El autor belga Walter Swennen decía que la pintura es un conflicto entre táctica y estrategia, entendiendo la táctica como la manera en la que aplicas la idea y la estrategia el planteamiento previo del que debes partir. Entre los dos, hay un momento de colisión donde el acto de pintar prevalece, es el propio cuadro el que te lleva por unos derroteros y no otros… y es ahí donde un buen artista debe tomar las decisiones adecuadas. No se trata de reproducir con disciplina algo concreto, sino de estar atento a las cosas que ocurren entremedias en el taller. La relación física con los objetos que sirven de modelo es igualmente importante. Deben ser formas reales, no sacados de una foto; esa conexión con la fuente original debe poseer la menor interferencia posible y generar un tipo de interpretación empírica, no idealizada.

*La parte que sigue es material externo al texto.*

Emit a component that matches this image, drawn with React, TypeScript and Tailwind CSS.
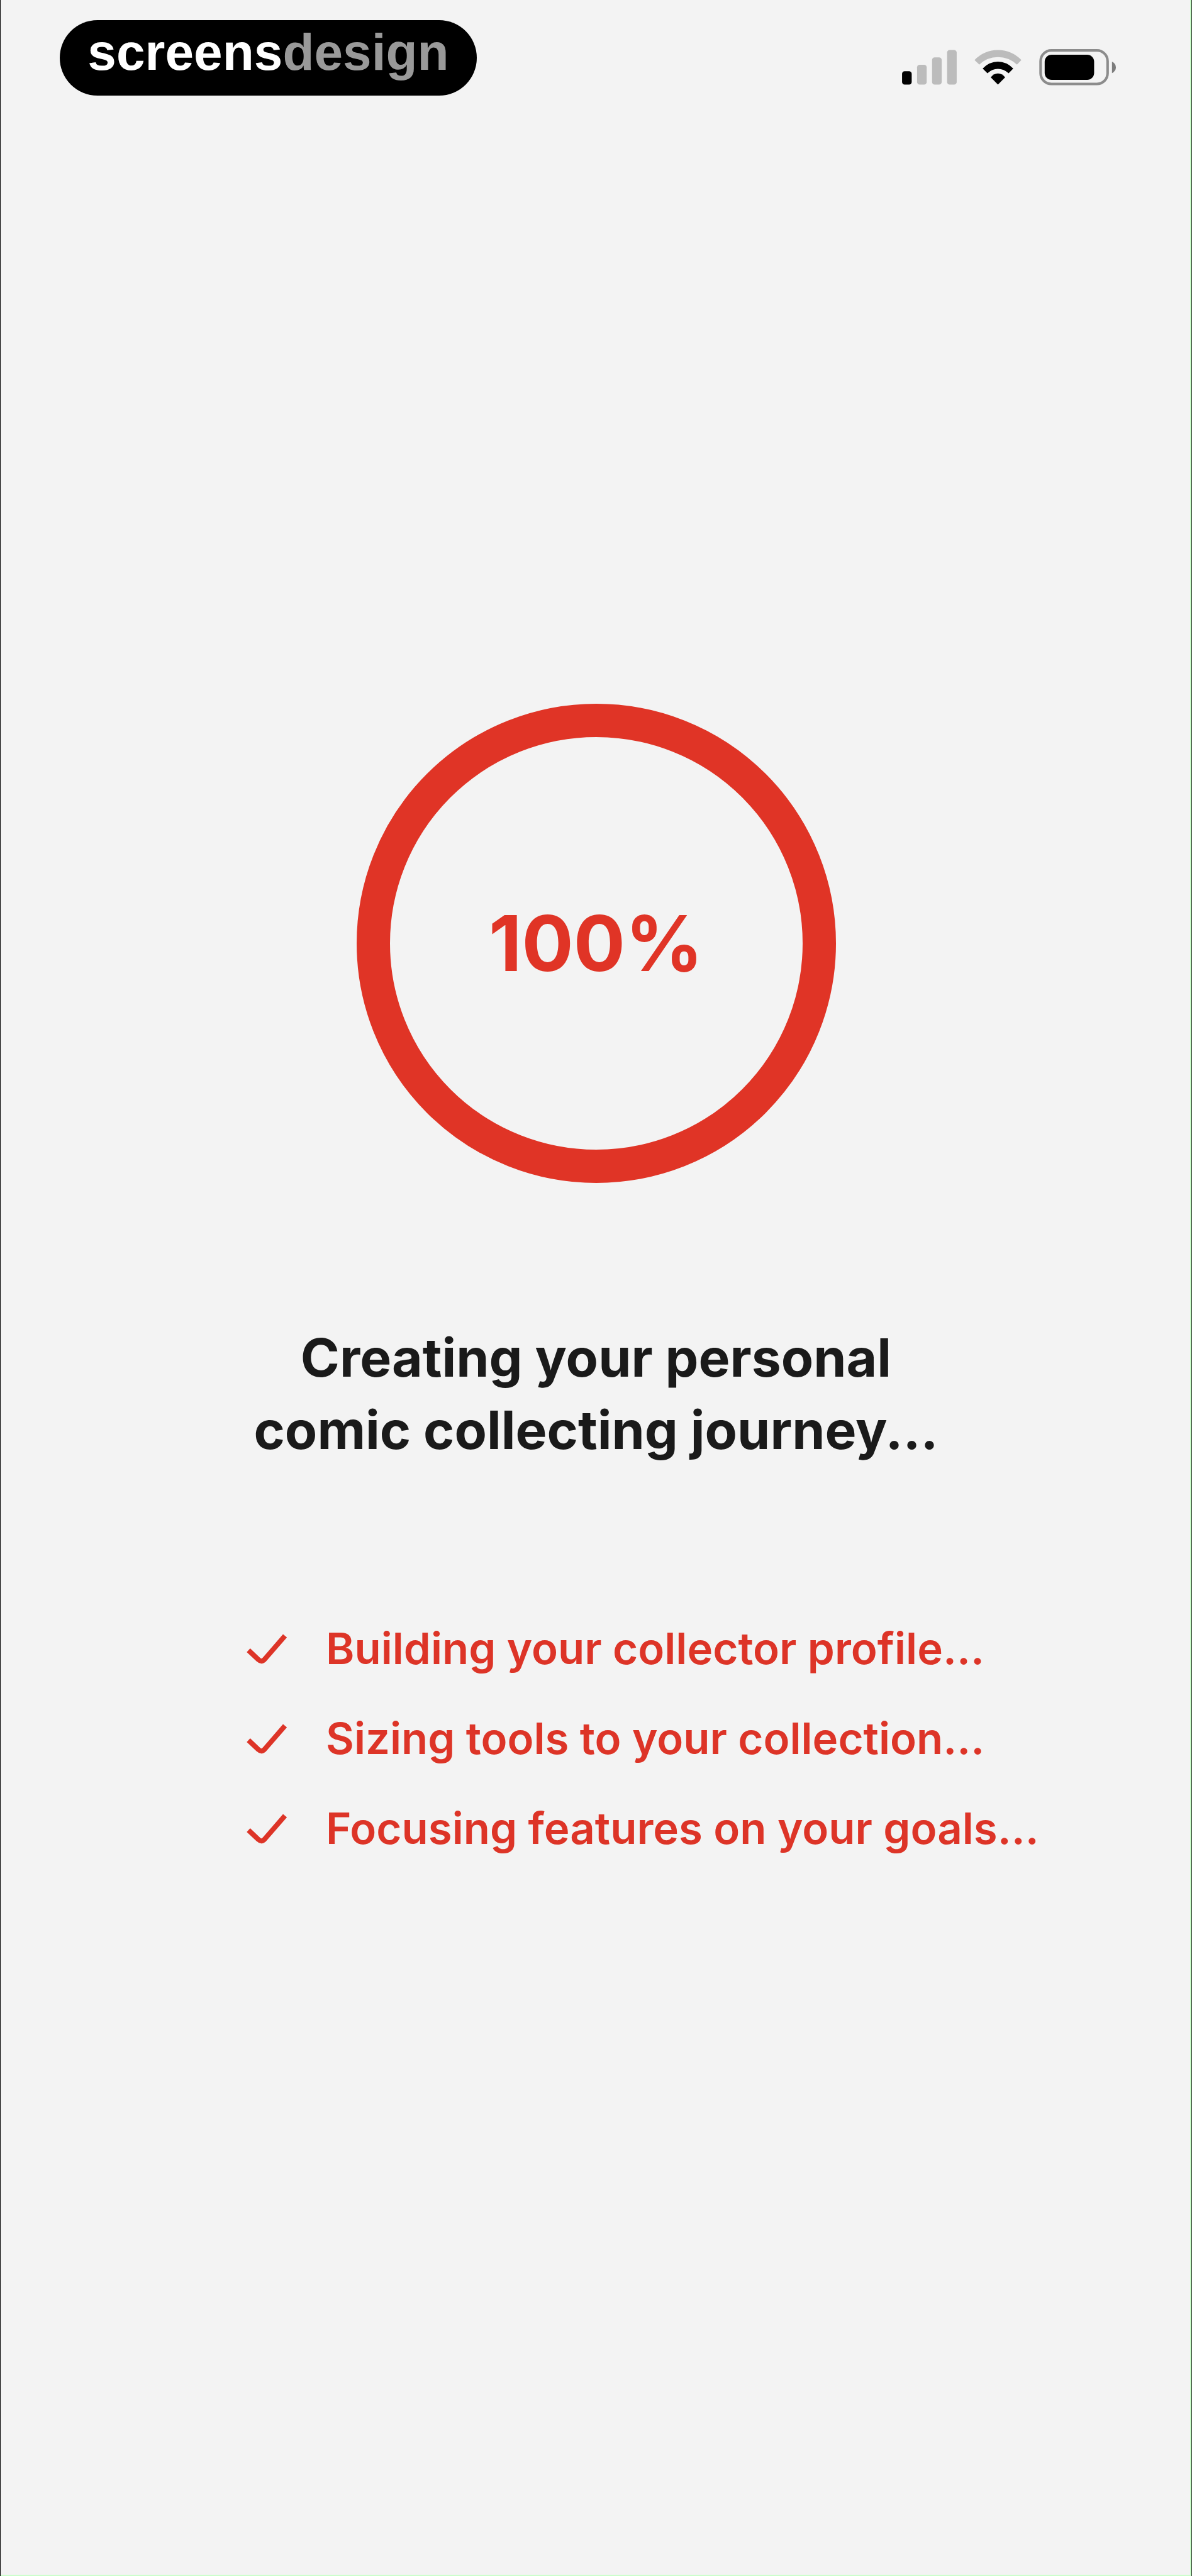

En el transcurso de la obra hay libertad, una inflación que da legitimidad al resultado, eso la convierte en algo autónomo, con margen para adquirir entidad propia. No es un ejercicio de rigor ni de traducción. La mano debe sumar, poner su parte, rebelarse contra la mirada a priori. De hecho, la pintura de Rubén está más cercana a la acción que a la representación, huye de la literalidad, es fruto de una síntesis y no de una descripción, se plantea como una práctica no retórica cuyo desenlace es imprevisible. Llegado el caso, le interesa mostrar las costuras y no cerrar en exceso, desvelar el procedimiento para connotar que aquello es la ejecución de una reflexión pictórica, no la copia de una imagen, de ahí que desconfíe cuando el desenlace se pasa de volumetría. Su estilo se caracteriza por, incluso, ir más allá a la hora de evitar lo evidente, añadiendo elementos disruptivos en primer término como unas líneas inexplicables o una reverberación artificial adherida sobre la superficie, acentos finales que ponen el foco en las problemáticas gramaticales por encima de la aprehensión naturalista de la realidad.